The formula weight (FW) of a compound represents the mass of all atoms contained within its chemical formula. This value is determined by summing the atomic weights of every atom represented in the formula. Calculating the formula weight is a foundational skill in chemistry, used to measure and compare substances based on their composition. The resulting formula weight is typically expressed in atomic mass units (amu).
Interpreting Chemical Formulas and Atomic Weight
Before calculation, one must understand how to read a chemical formula and locate the necessary atomic weight values. A chemical formula, such as \(\text{H}_2\text{O}\) for water, uses element symbols and small subscript numbers to show the types and quantities of atoms present. The subscript number following an element symbol indicates how many atoms of that element are in the formula unit. For example, the ‘2’ in \(\text{H}_2\text{O}\) means there are two hydrogen atoms, while the absence of a subscript implies there is just one atom.
The second necessary component is the atomic weight for each element in the formula. Atomic weight represents the average mass of a single atom, taking into account the natural abundance of its isotopes. This value is listed on the Periodic Table of Elements, usually as a decimal number beneath the element’s symbol.
The unit for the atomic weight is the atomic mass unit (amu). When performing calculations, it is sufficient to use the atomic weight rounded to two or three decimal places for common elements, such as Carbon (\(\approx 12.01\text{ amu}\)), Hydrogen (\(\approx 1.01\text{ amu}\)), and Oxygen (\(\approx 16.00\text{ amu}\)). The final formula weight will also carry the atomic mass unit.
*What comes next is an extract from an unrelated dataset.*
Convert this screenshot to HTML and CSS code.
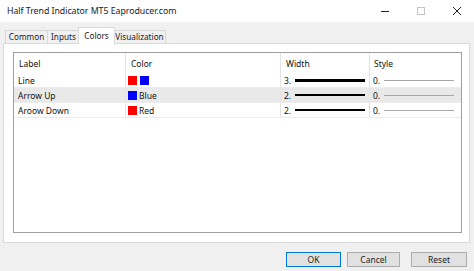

Step-by-Step Guide to Calculation
The process for determining the formula weight is a systematic, four-step mathematical procedure. The first step involves examining the chemical formula to identify all distinct elements and count the number of atoms for each. For compounds with parentheses, such as \(\text{Ca}(\text{OH})_2\), the subscript outside the parentheses applies to every element within the grouping.
The second step requires consulting a Periodic Table to find the average atomic weight for each identified element. It is important to record these values accurately, using a consistent number of decimal places for all elements in the calculation.
Next, calculate the total mass contribution for each individual element within the compound. This is achieved by multiplying the element’s atomic weight by the total number of atoms counted in the first step.
The final step is to add together the total mass contributions calculated for every element in the compound. The resulting sum represents the compound’s total formula weight, expressed in atomic mass units.
Applying the Method with Examples
Simple Molecular Compound: Water (\(\text{H}_2\text{O}\))
Calculating the formula weight for water demonstrates the method clearly. First, the formula \(\text{H}_2\text{O}\) indicates the presence of two hydrogen (\(\text{H}\)) atoms and one oxygen (\(\text{O}\)) atom.
Next, the atomic weights are identified from the Periodic Table: Hydrogen is approximately \(1.01\text{ amu}\), and Oxygen is approximately \(16.00\text{ amu}\).
The total mass contribution for each element is calculated by multiplying the atomic weight by the number of atoms. For Hydrogen, the calculation is \(2 \times 1.01\text{ amu} = 2.02\text{ amu}\), and Oxygen’s contribution is \(1 \times 16.00\text{ amu} = 16.00\text{ amu}\).
Finally, summing these individual contributions yields the formula weight for water: \(2.02\text{ amu} + 16.00\text{ amu}\), which totals \(18.02\text{ amu}\).
Complex Compound with Parentheses: Calcium Hydroxide (\(\text{Ca}(\text{OH})_2\))
The calculation for calcium hydroxide, \(\text{Ca}(\text{OH})_2\), illustrates how to handle subscripts outside of parentheses. The formula shows one atom of Calcium (\(\text{Ca}\)). Since the subscript ‘2’ applies to the entire hydroxide group (\(\text{OH}\)), there are two Oxygen (\(\text{O}\)) atoms and two Hydrogen (\(\text{H}\)) atoms in the compound.
The atomic weights used are Calcium (\(\approx 40.08\text{ amu}\)), Oxygen (\(\approx 16.00\text{ amu}\)), and Hydrogen (\(\approx 1.01\text{ amu}\)). The individual mass contributions are found by multiplying the count of each atom by its respective atomic weight. Calcium’s contribution is \(1 \times 40.08\text{ amu}\), totaling \(40.08\text{ amu}\).
For the elements inside the parentheses, the calculation is \(2 \times 16.00\text{ amu}\) for Oxygen, equaling \(32.00\text{ amu}\). Hydrogen’s contribution is \(2 \times 1.01\text{ amu}\), which is \(2.02\text{ amu}\).
The final formula weight is the sum of these three contributions: \(40.08\text{ amu} + 32.00\text{ amu} + 2.02\text{ amu}\), resulting in a total formula weight of \(74.10\text{ amu}\) for calcium hydroxide. This calculation confirms that every atom in the formula is correctly accounted for.